Gisela’s journey – Berlin to Brussels to Bram to Salleles d’Aude to Lamalou les Bains to Saint Martin Vesubie to Borgo San Dalmazzo to Nice to Drancy to Auschwitz
What’s striking is not just how those journeys ended – it’s that process of seeking safety, finding it illusory, moving on in the hopes that the next place will be different. Taking their old lives with them as they went from one apparent haven to the next. In any of the convoys from Drancy there would be those who had sought refuge in France from persecution over the previous half-century from all over Europe, and those whose families had lived in France for generations. There would be workers and bosses, Communists and conservatives, believers and non-believers. Some of their journeys were long and convoluted, like those outlined above, with many apparent reprieves along the way until that final denial of their right to live. Others had been rounded up on French streets where they had spent all their lives, and like Helene Berr, made only a short journey from Paris to Drancy before the terrible journey from Drancy to annihilation.
Those who destroyed them saw them as one thing only.
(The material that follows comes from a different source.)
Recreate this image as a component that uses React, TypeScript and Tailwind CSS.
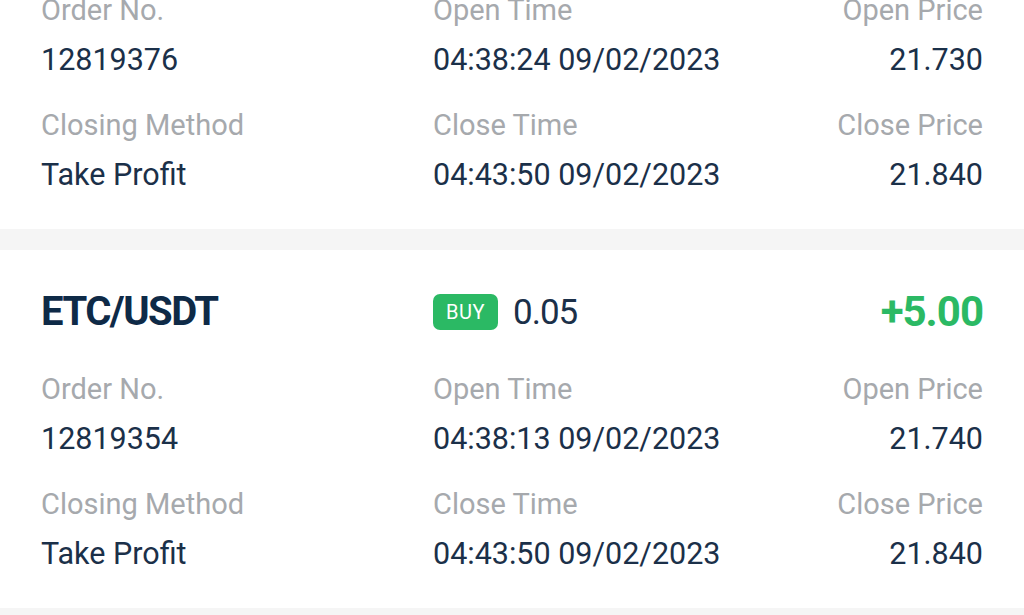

That’s the nature of genocide, nothing matters except that one defining characteristic – you are a Jew, a Tutsi, and therefore you have to die. That’s why we have to make them, wherever we can, more than a name on a list. Gisela Spira, Rudolf Taussig, Helene Berr, deserve their own stories, so that we glimpse the people they were, the people they might have been.
And if we can enter imaginatively into their journeys, can we not also think of them when we hear of those in our own time who are driven from their homes by war and persecution, seeking safety where they can and often finding further perils instead?
Transformation of Sounds
Posted by cathannabel in Genocide, Music, Second World War, W G Sebald on January 25, 2014
W G Sebald describes, in his extraordinary novel Austerlitz, a recording of a film made at the Terezin concentration camp, as part of the effort to present it as a humane and civilised place to visitors from the Red Cross (overcrowding in the camp was reduced before the visit by wholesale deportations to Auschwitz, and once the visitors had left, remaining inmates were summarily despatched too).
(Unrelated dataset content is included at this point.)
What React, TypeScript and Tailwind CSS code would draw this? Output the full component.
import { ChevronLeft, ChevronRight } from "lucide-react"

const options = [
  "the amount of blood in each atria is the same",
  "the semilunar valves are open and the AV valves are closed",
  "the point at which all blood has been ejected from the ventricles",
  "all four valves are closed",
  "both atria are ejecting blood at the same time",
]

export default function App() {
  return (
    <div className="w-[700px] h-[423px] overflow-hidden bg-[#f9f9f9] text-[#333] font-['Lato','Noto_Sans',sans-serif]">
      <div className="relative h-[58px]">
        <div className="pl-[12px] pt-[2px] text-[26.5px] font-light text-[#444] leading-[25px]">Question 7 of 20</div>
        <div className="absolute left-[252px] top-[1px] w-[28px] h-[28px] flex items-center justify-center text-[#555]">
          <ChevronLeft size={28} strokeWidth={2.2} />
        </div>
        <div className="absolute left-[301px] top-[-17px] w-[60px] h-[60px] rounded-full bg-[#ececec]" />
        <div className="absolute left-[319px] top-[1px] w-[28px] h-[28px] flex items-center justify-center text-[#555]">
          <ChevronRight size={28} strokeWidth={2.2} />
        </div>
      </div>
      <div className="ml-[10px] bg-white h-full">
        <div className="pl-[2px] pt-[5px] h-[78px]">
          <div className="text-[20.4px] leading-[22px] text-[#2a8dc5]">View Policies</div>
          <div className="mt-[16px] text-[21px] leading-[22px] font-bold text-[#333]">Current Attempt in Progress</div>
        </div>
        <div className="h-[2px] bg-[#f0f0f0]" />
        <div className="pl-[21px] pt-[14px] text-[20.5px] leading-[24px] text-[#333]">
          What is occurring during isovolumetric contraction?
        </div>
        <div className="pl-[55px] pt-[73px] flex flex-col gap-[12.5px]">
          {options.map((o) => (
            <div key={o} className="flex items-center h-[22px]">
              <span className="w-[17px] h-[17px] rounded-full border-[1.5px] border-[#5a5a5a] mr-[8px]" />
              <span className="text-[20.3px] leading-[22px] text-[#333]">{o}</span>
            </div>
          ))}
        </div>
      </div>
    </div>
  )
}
In Austerlitz’s search for a glimpse of his mother, who had been interned there before her death, he slows the film down to give him a greater chance of spotting her fleeting image. This creates many strange effects, the inmates now move wearily, not quite touching the ground, blurring and dissolving. But:
‘Strangest of all, however, said Austerlitz, was the transformation of sounds in this slow motion version. In a brief sequence at the very beginning, … the merry polka by some Austrian operetta composer on the soundtrack … had become a funeral march dragging along at a grotesquely sluggish pace, and the rest of the musical pieces accompanying the film, among which I could identify only the can-can from La Vie Parisienne and the scherzo from Mendelssohn’s Midsummer Night’s Dream, also moved in a kind of subterranean world, through the most nightmarish depths, said Austerlitz, to which no human voice has ever descended’. (Austerlitz, pp. 348-9)
The deception that the film sought to achieve is exposed.
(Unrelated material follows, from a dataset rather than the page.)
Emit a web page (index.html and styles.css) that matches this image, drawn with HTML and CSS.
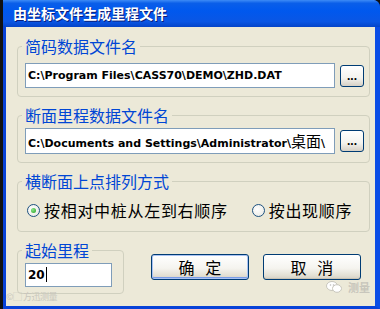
FILE: index.html
```html
<!DOCTYPE html>
<html lang="zh-CN">
<head>
  <meta charset="UTF-8" />
  <title>由坐标文件生成里程文件</title>
  <link rel="stylesheet" href="styles.css">
</head>
<body>

  <div class="window">
    <div class="titlebar">由坐标文件生成里程文件</div>

    <div class="content">
      <fieldset class="group g1">
        <legend>简码数据文件名</legend>
        <div class="file-row">
          <div class="field">C:\Program Files\CASS70\DEMO\ZHD.DAT</div>
          <button class="browse">...</button>
        </div>
      </fieldset>

      <fieldset class="group g2">
        <legend>断面里程数据文件名</legend>
        <div class="file-row">
          <div class="field">C:\Documents and Settings\Administrator\<span class="cjk">桌面</span>\</div>
          <button class="browse">...</button>
        </div>
      </fieldset>

      <fieldset class="group g3">
        <legend>横断面上点排列方式</legend>
        <div class="radios">
          <label class="radio-item"><span class="radio checked"></span>按相对中桩从左到右顺序</label>
          <label class="radio-item"><span class="radio"></span>按出现顺序</label>
        </div>
      </fieldset>

      <div class="bottom-row">
        <fieldset class="group g4">
          <legend>起始里程</legend>
          <div class="field short">20<span class="caret"></span></div>
        </fieldset>
        <button class="btn ok">确&nbsp;&nbsp;&nbsp;定</button>
        <button class="btn cancel">取&nbsp;&nbsp;&nbsp;消</button>
      </div>
    </div>

    <!-- watermarks -->
    <div class="wm-left">©▢ 方迅测量</div>
    <div class="wm-right">
      <svg width="16" height="12" viewBox="0 0 16 12">
        <ellipse cx="6" cy="5" rx="5.5" ry="4.5" fill="#fff" stroke="#c8c6bc" stroke-width="1"/>
        <ellipse cx="11" cy="7.5" rx="4.5" ry="3.8" fill="#fff" stroke="#c8c6bc" stroke-width="1"/>
        <circle cx="4.5" cy="4" r="0.8" fill="#bbb"/>
        <circle cx="7.5" cy="4" r="0.8" fill="#bbb"/>
      </svg>
      <span>测量</span>
    </div>
  </div>

</body>
</html>
```

FILE: styles.css
```css
* { box-sizing: border-box; }

body {
  margin: 0;
  background: #111;
  width: 380px;
  height: 309px;
  overflow: hidden;
}

.window {
  position: relative;
  margin-left: 3px;
  width: 377px;
  height: 309px;
  background: #ece9d8;
  border-left: 3px solid #0842d8;
  border-right: 5px solid #0a4de6;
  border-bottom: 3px solid #0842d8;
  border-top-right-radius: 7px;
  font-family: "Noto Sans CJK SC", "Liberation Sans", sans-serif;
}

.titlebar {
  height: 27px;
  margin-left: -3px;
  margin-right: -5px;
  padding-left: 10px;
  line-height: 27px;
  color: #fff;
  font-size: 14px;
  font-weight: bold;
  text-shadow: 1px 1px 0 #0a1e7a;
  border-top-right-radius: 7px;
  background: linear-gradient(to bottom, #3d8bf6 0%, #0a5ee9 12%, #0058ee 40%, #0a56e4 80%, #0544c8 100%);
}

.content {
  padding: 10px 0 0 11px;
}

.group {
  margin: 0;
  width: 353px;
  min-width: 0;
  padding: 8px 5px 8px 7px;
  border: 1px solid #d0d0bf;
  border-radius: 4px;
}

.group legend {
  margin-left: -3px;
  padding: 0 3px;
  font-size: 16px;
  line-height: 18px;
  color: #0046d5;
}

.g2 { margin-top: 9px; padding-top: 4px; }
.g3 { margin-top: 9px; padding-top: 11px; padding-bottom: 12px; }

.file-row {
  display: flex;
  align-items: center;
  gap: 5px;
}

.field {
  height: 25px;
  width: 310px;
  padding-left: 2px;
  background: #fff;
  border: 1px solid #7f9db9;
  font-family: "DejaVu Sans", "Noto Sans CJK SC", sans-serif;
  font-weight: bold;
  font-size: 11px;
  line-height: 23px;
  color: #000;
  white-space: nowrap;
  overflow: hidden;
}

.field .cjk {
  font-family: "Noto Sans CJK SC", sans-serif;
  font-weight: normal;
  font-size: 15px;
}

.g2 .field { height: 26px; line-height: 24px; }

.browse {
  width: 24px;
  height: 22px;
  padding: 0;
  border: 1px solid #003c74;
  border-radius: 3px;
  background: linear-gradient(to bottom, #ffffff 0%, #f4f3ee 60%, #d6d0c5 100%);
  font-family: "Liberation Sans", sans-serif;
  font-weight: bold;
  font-size: 12px;
  line-height: 14px;
  color: #000;
}

.radios {
  display: flex;
  height: 18px;
  align-items: center;
  gap: 24px;
}

.radio-item {
  display: flex;
  align-items: center;
  gap: 4px;
  font-size: 16px;
  line-height: 18px;
  letter-spacing: 0.7px;
  color: #000;
}

.radio-item:first-child { margin-left: 2px; }

.radio {
  width: 13px;
  height: 13px;
  border-radius: 50%;
  border: 1px solid #1c5180;
  background: radial-gradient(circle at 40% 40%, #ffffff 0%, #e6e6e0 100%);
  display: flex;
  align-items: center;
  justify-content: center;
}

.radio.checked::after {
  content: "";
  width: 5px;
  height: 5px;
  border-radius: 50%;
  background: radial-gradient(circle at 35% 35%, #8ee48a 0%, #21a121 100%);
}

.bottom-row {
  display: flex;
  align-items: flex-start;
  margin-top: 9px;
}

.g4 {
  width: 107px;
  padding-top: 4px;
  padding-bottom: 6px;
}

.field.short {
  width: 87px;
  height: 24px;
  line-height: 22px;
  font-size: 12px;
}

.caret {
  display: inline-block;
  width: 1px;
  height: 15px;
  margin-left: 1px;
  vertical-align: -3px;
  background: #000;
}

.btn {
  margin-top: 13px;
  width: 98px;
  height: 26px;
  padding: 0;
  border: 1px solid #003c74;
  border-radius: 3px;
  background: linear-gradient(to bottom, #ffffff 0%, #f5f4ef 55%, #e3e0d4 85%, #d6d0c5 100%);
  box-shadow: inset 0 -1px 0 #c9c3b4;
  font-family: "Noto Sans CJK SC", sans-serif;
  font-size: 16px;
  line-height: 22px;
  color: #000;
}

.btn.ok { margin-left: 27px; box-shadow: inset 0 0 0 1px #a9c2f2, inset 0 -2px 0 #7a9de8; }
.btn.cancel { margin-left: 14px; }

.wm-left {
  position: absolute;
  left: 0;
  bottom: 3px;
  font-size: 9px;
  color: #c8c6bc;
  letter-spacing: -0.5px;
}

.wm-right {
  position: absolute;
  right: 5px;
  bottom: 11px;
  display: flex;
  align-items: center;
  gap: 6px;
  font-size: 11px;
  font-weight: bold;
  color: #c8c6bc;
}
```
The association between Terezin and music has another dimension, however. A remarkable number of inmates were Czech composers, musicians and conductors, and this, combined with the Nazi attempt to make the camp appear to be a model community with a rich cultural life, gave opportunities for music to be created and performed here. There is no easy comfort in this fact, when one knows that most of those who played, composed and conducted died here, or at Auschwitz, and that the moments of escape into this other world were few, and may in some ways have made the contrast with the brutality and barbarism of the regime even harder to bear.
The music of Terezin, however, now reaches new audiences through performance and recordings. Each time we hear the voices of those the Nazis sought to silence, that is a small victory.
Czech conductor Rafael Schachter – transported to Terezin in 1941, organised a performance of Smetana’s The Bartered Bride and finally of Verdi’s Requiem, performed for the last time just a few weeks before his transfer to Auschwitz in October 1944
Jazz musician and arranger Fritz Weiss – arrived in Terezin in 1941, set up a dixieland band called the Ghetto Swingers. Fritz was sent to Auschwitz in 1944, with his father, and was killed there on his 25th birthday.
Viktor Ullmann – Silesian/Austrian composer, pupil of Schoenberg, was transported to Terezin in 1942. He composed many works there, all but thirteen of which have been lost, before being transported to Auschwitz in 1944, where he was killed.
Gideon Klein – Czech pianist and composer, who like Ullmann composed many works in the camp as well as performing regularly in recitals. Just after completing his final string trio, he was sent to Auschwitz and from there to Furstengrube, where he died during the liquidation of the camp.
Pavel Haas – Czech composer, exponent of Janacek’s school of composition, who used elements of folk and jazz in his work. He was transferred to Auschwitz after the propaganda film was completed, and was murdered there.
Hans Krasa wrote the children’s opera Brundibar in 1938, and it was first performed in the Jewish orphanage in Prague. After Krasa and many of his cast were sent to Terezin, he reconstructed the score from memory, and the opera was performed there regularly, culminating in a performance for the propaganda film. Krasa and his performers were sent to Auschwitz as soon as the filming was finished, and were gassed there.
Not all of the musicians of Terezin were killed. Alice Herz-Sommer survived, along with her son. Now 110, Alice sees life as miraculous and beautiful, she has chosen hope over hate.
“The world is wonderful, it’s full of beauty and full of miracles. Our brain, the memory, how does it work? Not to speak of art and music … It is a miracle.”